On Thu, Mar 31, 2022 at 6:36 AM Commit Bot <[email protected]> wrote:


> From: Waldemar Kozaczuk <[email protected]>
> Committer: Waldemar Kozaczuk <[email protected]>
> Branch: master
>
> mmap: avoid collisions with linear map
>
> This patch enhances virtual memory mapping code to track both
> linear (linear_map) and non-linear (mmap()) virtual memory mappings.
>
> It does so by adding simple struct - vma_range and vma_range_set
> collection to store all mappings. It then modifies mmu::find_hole()
> implementation to use vma_range_set instead of vma_list to find next hole.
> That way it can avoid collisions described in the issue #1135.
>
> Fixes #1135
>
> Signed-off-by: Waldemar Kozaczuk <[email protected]>
>
> ---
> diff --git a/core/mmu.cc b/core/mmu.cc
> --- a/core/mmu.cc
> +++ b/core/mmu.cc
> @@ -47,6 +47,17 @@ extern const char text_start[], text_end[];
>
>  namespace mmu {
>
> +struct vma_range_compare {
> +    bool operator()(const vma_range& a, const vma_range& b) {
> +        return a.start() < b.start();
> +    }
> +};
> +
> +//Set of all vma ranges - both linear and non-linear ones
> +__attribute__((init_priority((int)init_prio::vma_range_set)))
> +std::set<vma_range, vma_range_compare> vma_range_set;
> +rwlock_t vma_range_set_mutex;
>

Do we still need both vma_range_set and vma_list?
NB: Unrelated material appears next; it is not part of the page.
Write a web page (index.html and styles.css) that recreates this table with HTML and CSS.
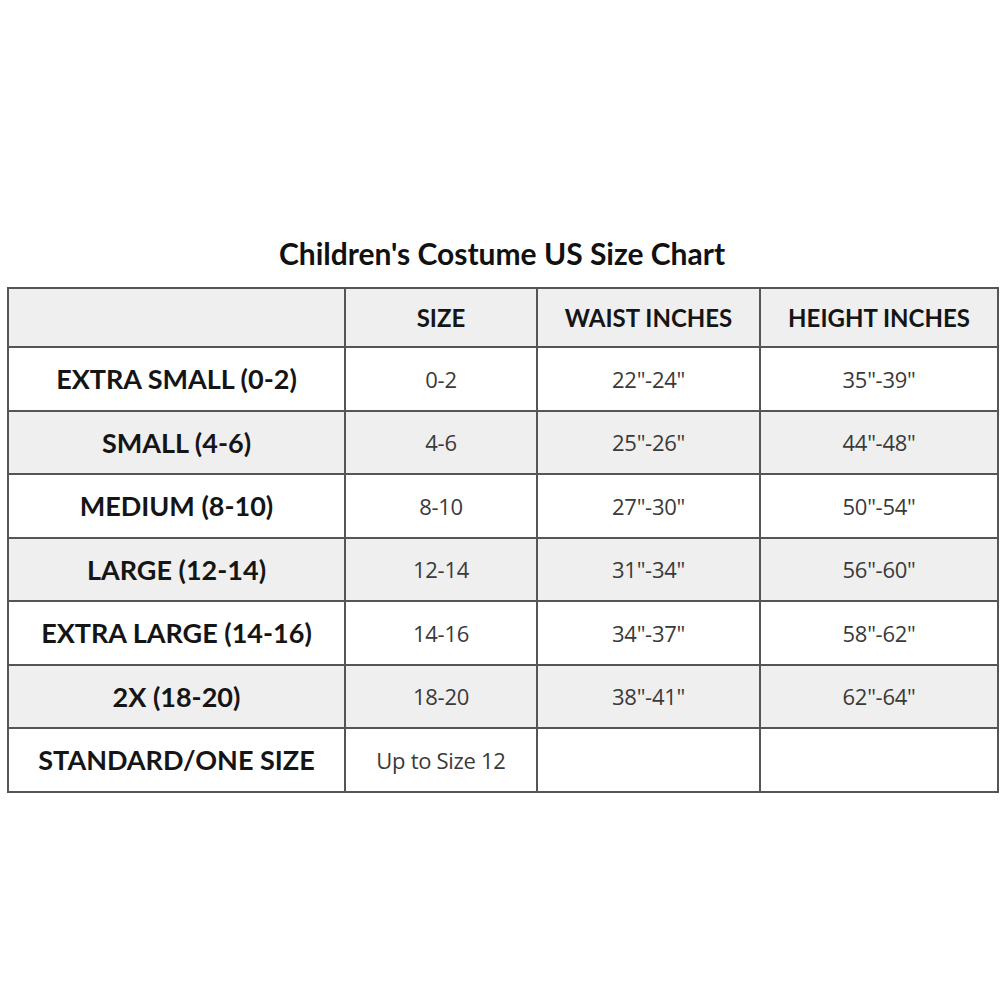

Why?


> +
>  struct linear_vma_compare {
>      bool operator()(const linear_vma* a, const linear_vma* b) {
>          return a->_virt_addr < b->_virt_addr;
> @@ -66,6 +77,9 @@ class vma_compare {
>      }
>  };
>
> +constexpr uintptr_t lower_vma_limit = 0x0;
> +constexpr uintptr_t upper_vma_limit = 0x800000000000;
> +
>  typedef boost::intrusive::set<vma,
>                                bi::compare<vma_compare>,
>                                bi::member_hook<vma,
> @@ -78,9 +92,15 @@ struct vma_list_type : vma_list_base {
>      vma_list_type() {
>          // insert markers for the edges of allocatable area
>          // simplifies searches
>
-        insert(*new anon_vma(addr_range(0, 0), 0, 0));
> -        uintptr_t e = 0x800000000000;
> -        insert(*new anon_vma(addr_range(e, e), 0, 0));
> +        auto lower_edge = new anon_vma(addr_range(lower_vma_limit,
> lower_vma_limit), 0, 0);
> +        insert(*lower_edge);
> +        auto upper_edge = new anon_vma(addr_range(upper_vma_limit,
> upper_vma_limit), 0, 0);
> +        insert(*upper_edge);
> +
> +        WITH_LOCK(vma_range_set_mutex.for_write()) {
> +            vma_range_set.insert(vma_range(lower_edge));
> +            vma_range_set.insert(vma_range(upper_edge));
> +        }
>      }
>  };
>
> @@ -954,27 +974,41 @@ static error protect(const void *addr, size_t size,
> unsigned int perm)
>      return no_error();
>  }
>
> +class vma_range_addr_compare {
> +public:
> +    bool operator()(const vma_range& x, uintptr_t y) const { return
> x.start() < y; }
> +    bool operator()(uintptr_t x, const vma_range& y) const { return x <
> y.start(); }
> +};
> +
>  uintptr_t find_hole(uintptr_t start, uintptr_t size)
>  {
>      bool small = size < huge_page_size;
>      uintptr_t good_enough = 0;
>
> -    // FIXME: use lower_bound or something
> -    auto p = vma_list.begin();
> +    SCOPE_LOCK(vma_range_set_mutex.for_read());
>

Unfortunately I'm very rusy with this area of the code, so I have a
question that might be stupid:

How come we didn't need a mutex here before, but need one now?
Could adding a mutex here be a problem - namely that maybe we need to call
some of this code from non-preemptable code and this will now break?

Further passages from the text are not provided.